Editorial: A call for openness, clarity
In Montpelier last Thursday, Gov. Peter Shumlin waffled on an earlier pledge to put more teeth into the state’s open records and open meetings laws. Beth Robinson, Shumlin’s legal counsel, told members of the Vermont Press Association that the governor’s initial intent had been to join the press corps in its effort to draft a new law that, among other things, changes a judge’s imposition of legal fees (if wrongfully denied) from “may” to “shall,” but now he is considering language that says, in effect: “a judge shall impose legal fees, unless…” followed by a host of exceptions that include such fuzzy notions as “good intent” and a list of excuses for what boils down to public officials not knowing the law.
We respect that the governor is trying to cover all bases with this cautious compromise, but adding such conditions to what should be a simple premise is precisely why existing laws are so weak today.
When the current laws on these issues were written, there were 27 exemptions for all the common stuff: personnel issues, contract negotiations, land acquisitions, legal strategy in a lawsuit, and others. But that list grew and grew until today, a few decades later, we have an unwieldy list of 206 exemptions scattered throughout state statutes.
The result is that Vermont is rated among the worst in the nation for its lack of openness and transparency in government. It is so egregious that it became the campaign issue in the secretary of state race, and candidate Shumlin also pledged a more open and transparent state government.
That pledge won’t come true if Shumlin opts for language that allows judges to intuit whether a public official’s intent was “good” or, what, evil? Surely, few judges will rule that a public official’s wrongful denial was anything other than ignorance. But it is precisely that kind of thinking that has led to the blatant abuse of the laws’ intent.
Too often we see governing bodies conducting illegal executive sessions and denying records that should be open to the public with the knowledge that even if sued and found in the wrong, they’ll suffer little monetary consequence.

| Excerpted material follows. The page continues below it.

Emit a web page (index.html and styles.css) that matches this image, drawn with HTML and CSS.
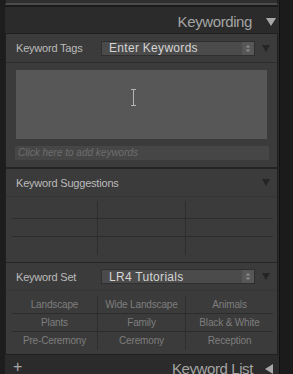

That’s because they are betting that those denied will probably not go through the trouble of hiring an attorney, pressing a suit, and then facing the prospect of judges who have all too often ruled in favor of those seeking the information but then deny payment of legal fees. In fact, judges have granted legal fees to those filing suits in just three cases over the past 30 years.
Changing the law to read that judges “shall” award attorney’s fees is enormously important because it will reduce potential abuse before it happens. It does that by putting the burden of payment (if the denial is inappropriate) on the governing body — not on the citizen, organization or media outlet that is seeking openness on the public’s behalf. It effectively puts the shoe on the other foot.
Think of it: If a town selectman or a agency head inappropriately denies access to a meeting or records, they put the public tax dollar at risk. The result is predictable: Because governing bodies would be responsible for paying all court fees if they are wrong, they will be sure to check the legal status of their action before making a mistake.
Nor does it mean more suits will be filed. On the contrary, it’s logical that because fewer denials are likely, fewer conflicts will arise. And even in cases that have a legitimate difference of opinion, there’s a better chance of coming to agreement sooner than later. When being right means not having to pay legal expenses, and being wrong means paying legal expenses for both — both sides have good reason to be sure they are right or settle as soon as they realize their legal footing is shaky.
The governor does no favors to anyone by saying he’ll embrace change only to have a new law so weak that it perpetuates the current problems. Rather, the governor was right when he said he favored open government “because we have nothing to hide,” and because “openness discourages abuses from happening.”
To that end, he should stick with “shall,” and forget adding conditional clauses that do more to confuse than enlighten.